PS, Sauver les meubles

Autre grand parti en déclin, le PS est dans une configuration similaire à LR. Lui aussi compte plusieurs régions dans son escarcelle Bretagne, Centre-Val de Loire, Bourgogne-Franche Comté ainsi que la Nouvelle Aquitaine et l’Occitanie, où les sortants Alain Rousset et Carole Delga font figure de grands favoris dans ces terres historiquement ancrées à gauche. Les jeux semblent plus ouverts ailleurs, notamment en Bretagne où se joue la succession de Jean-Yves Le Drian.

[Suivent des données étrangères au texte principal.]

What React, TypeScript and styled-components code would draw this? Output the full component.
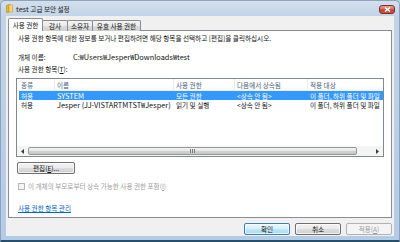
import React from 'react';
import styled, { createGlobalStyle, css } from 'styled-components';

const FONT = `"Noto Sans CJK KR", "Noto Sans", sans-serif`;

const Global = createGlobalStyle`
  html, body { margin: 0; padding: 0; width: 400px; height: 242px; overflow: hidden; background: #b9cde3; }
  * { box-sizing: border-box; }
`;

const Window = styled.div`
  width: 400px;
  height: 242px;
  display: flex;
  flex-direction: column;
  font-family: ${FONT};
  font-size: 6.6px;
  line-height: 8px;
  color: #111;
  background: linear-gradient(180deg, #d3dfec 0px, #c1d3e7 16px, #b4cbe5 100%);
  border: 1px solid #8ea3bb;
  border-bottom: 2px solid #26506c;
  border-radius: 5px 5px 0 0;
`;

const TitleBar = styled.div`
  height: 15px;
  display: flex;
  align-items: center;
  padding: 0 4px 0 5px;
  gap: 3px;
`;

const TitleText = styled.span`
  flex: 1;
  color: #1a1a1a;
`;

const Latin = styled.span`
  font-size: 7.4px;
  line-height: 8px;
`;

const CloseButton = styled.div`
  width: 16px;
  height: 9px;
  margin-top: 2px;
  border-radius: 3px;
  border: 1px solid #7b3128;
  background: linear-gradient(180deg, #e6a596 0%, #d66a5a 45%, #c0402f 55%, #c9584a 100%);
  display: flex;
  align-items: center;
  justify-content: center;
`;

const Client = styled.div`
  flex: 1;
  margin: 0 5px 4px 5px;
  background: #f0f0f0;
  display: flex;
  flex-direction: column;
  padding: 0 2px;
`;

const TabStrip = styled.div`
  height: 15px;
  display: flex;
  align-items: flex-end;
  margin-bottom: -1px;
  position: relative;
  z-index: 1;
`;

const Tab = styled.div<{ $active?: boolean; $w: number }>`
  width: ${p => p.$w}px;
  border: 1px solid #898c95;
  border-bottom: none;
  border-radius: 2px 2px 0 0;
  text-align: center;
  white-space: nowrap;
  & + & { margin-left: -1px; }
  ${p => p.$active
    ? css`
        height: 13px;
        background: #fff;
        padding-top: 2px;
        position: relative;
        z-index: 2;
      `
    : css`
        height: 11px;
        background: linear-gradient(180deg, #f3f3f3 0%, #ebebeb 50%, #dddddd 51%, #cfcfcf 100%);
        padding-top: 1px;
      `}
`;

const Panel = styled.div`
  height: 188px;
  background: #fff;
  border: 1px solid #898c95;
  padding: 0 7px 0 8px;
  display: flex;
  flex-direction: column;
`;

const Line = styled.div<{ $mt: number; $muted?: boolean }>`
  margin-top: ${p => p.$mt}px;
  padding-left: 1px;
  height: 8px;
  white-space: nowrap;
  display: flex;
  align-items: center;
  color: ${p => (p.$muted ? '#9c9c9c' : '#111')};
`;

const Label = styled.span<{ $w: number }>`
  display: inline-block;
  width: ${p => p.$w}px;
`;

const ListBox = styled.div`
  margin-top: 5px;
  margin-left: -1px;
  height: 79px;
  border: 1px solid #828790;
  display: flex;
  flex-direction: column;
  overflow: hidden;
`;

const GRID = '36px 119px 61px 73px 80px';

const HeaderRow = styled.div`
  height: 12px;
  display: grid;
  grid-template-columns: ${GRID};
  padding-left: 2px;
  background: linear-gradient(180deg, #ffffff 0%, #ffffff 60%, #f7f8fa 100%);
  border-bottom: 1px solid #eef0f3;
  color: #4c607a;
`;

const HeaderCell = styled.div`
  padding-left: 2px;
  display: flex;
  align-items: center;
  white-space: nowrap;
  border-right: 1px solid #e7eaee;
`;

const Row = styled.div<{ $selected?: boolean }>`
  height: 9px;
  margin-left: 2px;
  display: grid;
  grid-template-columns: ${GRID};
  background: ${p => (p.$selected ? '#3399ff' : 'transparent')};
  color: ${p => (p.$selected ? '#ffffff' : '#111')};
`;

const Cell = styled.div`
  padding-left: 2px;
  display: flex;
  align-items: center;
  white-space: nowrap;
`;

const Spacer = styled.div`
  flex: 1;
`;

const HScroll = styled.div`
  height: 10px;
  display: flex;
  align-items: stretch;
  background: #f4f4f4;
`;

const ArrowBtn = styled.div`
  width: 11px;
  display: flex;
  align-items: center;
  justify-content: center;
`;

const Thumb = styled.div`
  width: 329px;
  margin: 1px 0;
  border: 1px solid #979797;
  border-radius: 2px;
  background: linear-gradient(180deg, #f4f4f4 0%, #e6e6e6 45%, #d2d2d2 55%, #c6c6c6 100%);
  display: flex;
  align-items: center;
  justify-content: center;
`;

const Track = styled.div`
  flex: 1;
`;

const PushButton = styled.div<{ $w: number; $default?: boolean; $disabled?: boolean }>`
  width: ${p => p.$w}px;
  height: 12px;
  border-radius: 2px;
  display: flex;
  align-items: center;
  justify-content: center;
  white-space: nowrap;
  border: 1px solid ${p => (p.$disabled ? '#adb2b5' : p.$default ? '#3c7fb1' : '#707070')};
  color: ${p => (p.$disabled ? '#9a9a9a' : '#111')};
  background: ${p =>
    p.$disabled
      ? '#f4f4f4'
      : p.$default
      ? 'linear-gradient(180deg, #eaf6fd 0%, #d9f0fc 48%, #bee6fd 52%, #a7d9f5 100%)'
      : 'linear-gradient(180deg, #f2f2f2 0%, #ebebeb 48%, #dddddd 52%, #cfcfcf 100%)'};
  box-shadow: inset 0 0 0 1px ${p => (p.$disabled ? '#f4f4f4' : 'rgba(255,255,255,0.7)')};
`;

const EditButton = styled(PushButton)`
  margin-top: 5px;
`;

const CheckBox = styled.span`
  width: 7px;
  height: 7px;
  border: 1px solid #b5b5b5;
  background: #f4f4f4;
  margin-right: 3px;
`;

const Link = styled.span`
  color: #0066cc;
  text-decoration: underline;
`;

const ButtonRow = styled.div`
  flex: 1;
  display: flex;
  justify-content: flex-end;
  align-items: flex-start;
  padding-top: 5px;
  gap: 5px;
`;

const U = styled.span`
  text-decoration: underline;
`;

const rows = [
  { type: '허용', name: 'SYSTEM', perm: '모든 권한', inh: '<상속 안 됨>', apply: '이 폴더, 하위 폴더 및 파일', selected: true },
  { type: '허용', name: 'Jesper (JJ-VISTARTMTST₩Jesper)', perm: '읽기 및 실행', inh: '<상속 안 됨>', apply: '이 폴더, 하위 폴더 및 파일' },
];

export default function App() {
  return (
    <>
      <Global />
      <Window>
        <TitleBar>
          <svg width="7" height="9" viewBox="0 0 7 9">
            <path d="M0.5 1.5 L3 0.5 L3 8 L0.5 8.5 Z" fill="#e8b830" stroke="#b5851a" strokeWidth="0.6" />
            <path d="M3 0.5 L6.5 1 L6.5 8 L3 8 Z" fill="#f6d86a" stroke="#c39a2a" strokeWidth="0.6" />
          </svg>
          <TitleText><Latin>test</Latin> 고급 보안 설정</TitleText>
          <CloseButton>
            <svg width="7" height="5" viewBox="0 0 7 5">
              <path d="M1 0.5 L6 4.5 M6 0.5 L1 4.5" stroke="#fff" strokeWidth="1.4" />
            </svg>
          </CloseButton>
        </TitleBar>
        <Client>
          <TabStrip>
            <Tab $active $w={35}>사용 권한</Tab>
            <Tab $w={26}>감사</Tab>
            <Tab $w={26}>소유자</Tab>
            <Tab $w={49}>유효 사용 권한</Tab>
          </TabStrip>
          <Panel>
            <Line $mt={3}>사용 권한 항목에 대한 정보를 보거나 편집하려면 해당 항목을 선택하고 [편집]을 클릭하십시오.</Line>
            <Line $mt={11}>
              <Label $w={55}>개체 이름:</Label><Latin>C:₩Users₩Jesper₩Downloads₩test</Latin>
            </Line>
            <Line $mt={4}>사용 권한 항목(<U>T</U>):</Line>
            <ListBox>
              <HeaderRow>
                <HeaderCell>종류</HeaderCell>
                <HeaderCell>이름</HeaderCell>
                <HeaderCell>사용 권한</HeaderCell>
                <HeaderCell>다음에서 상속됨</HeaderCell>
                <HeaderCell>적용 대상</HeaderCell>
              </HeaderRow>
              {rows.map((r, i) => (
                <Row key={i} $selected={r.selected}>
                  <Cell>{r.type}</Cell>
                  <Cell><Latin>{r.name}</Latin></Cell>
                  <Cell>{r.perm}</Cell>
                  <Cell>{r.inh}</Cell>
                  <Cell>{r.apply}</Cell>
                </Row>
              ))}
              <Spacer />
              <HScroll>
                <ArrowBtn>
                  <svg width="3" height="5" viewBox="0 0 3 5"><path d="M3 0 L0 2.5 L3 5 Z" fill="#3a3a3a" /></svg>
                </ArrowBtn>
                <Thumb>
                  <svg width="6" height="4" viewBox="0 0 6 4"><path d="M0.5 0 V4 M2.5 0 V4 M4.5 0 V4" stroke="#7a7a7a" strokeWidth="1" /></svg>
                </Thumb>
                <Track />
                <ArrowBtn>
                  <svg width="3" height="5" viewBox="0 0 3 5"><path d="M0 0 L3 2.5 L0 5 Z" fill="#3a3a3a" /></svg>
                </ArrowBtn>
              </HScroll>
            </ListBox>
            <EditButton $w={58}>편집(<U>E</U>)...</EditButton>
            <Line $mt={8} $muted>
              <CheckBox />이 개체의 부모로부터 상속 가능한 사용 권한 포함(<U>I</U>)
            </Line>
            <Line $mt={14}>
              <Link>사용 권한 항목 관리</Link>
            </Line>
          </Panel>
          <ButtonRow>
            <PushButton $w={46} $default>확인</PushButton>
            <PushButton $w={46}>취소</PushButton>
            <PushButton $w={46} $disabled>적용(<U>A</U>)</PushButton>
          </ButtonRow>
        </Client>
      </Window>
    </>
  );
}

Gauche, l’impossible union

Insoumis, Verts et socialistes qui présentent chacun leur liste et promettent de fusionner derrière le mieux placé en Ile-de-France, une liste PS-PCF contre une liste EELV-LFI en Centre-Val de Loire, une alliance PS-EELV en Paca, aucune union en Aura. Des punchlines et des échanges d’amabilité, des ego qui peinent à s’entendre… Une fois encore, les partis partent divisés au premier tour. Et rien n’indique que d’éventuels accords d’appareils fonctionnent au second. Pas certain non plus que les rapports de voix s’additionnent automatiquement. À un an de la présidentielle, la théorie des "gauches irréconciliables" chère à Manuel Valls semble se valider. Une seule région a réussi l’exploit de présenter dès le premier tour une liste complète d’union de la gauche. Il s’agit des Hauts-de-France qui propose en tête d’affiche l’eurodéputée écologiste Karima Delli. Las, dans cette région naguère fer de lance de la gauche, elle rassemble selon plusieurs sondages seulement 20% des voix.

Lorgner vers l’Élysée

Certains candidats le jurent la main sur le cœur : leur région est plus importante que tout. En réalité, personne n’est dupe. Une défaite en juin sonnerait le glas de leurs ambitions nationales tandis qu’une victoire mettrait du carburant dans la fusée. Trois présidents sortants sont dans ce cas de figure. Si Xavier Bertrand a fait part de sa volonté de porter l’étendard de la droite républicaine en 2022, il lui faut impérativement être réélu dans les Hauts-de-France. Lui-même le reconnaît : "Si je perds aux régionales, il en sera terminé de ma vie politique, c’est une question de légitimité." Valérie Pécresse, de son côté, n’a pas encore confié ses ambitions nationales. Mais elle fait partie des présidentiables. Pour maintenir ses chances, elle n’a pas le choix et doit être réélue sans soutien de la majorité pour rester crédible dans son camp. Enfin, à l’issue d’élections européennes catastrophiques, Laurent Wauquiez a quitté son poste de président de LR pour se recentrer sur sa région. Barbu et assagi, il est probable qu’il rêve de revenir dans le jeu national où sa parole et sa ligne peuvent encore peser. Surtout si elles sont validées par les électeurs de la seconde région la plus riche de France.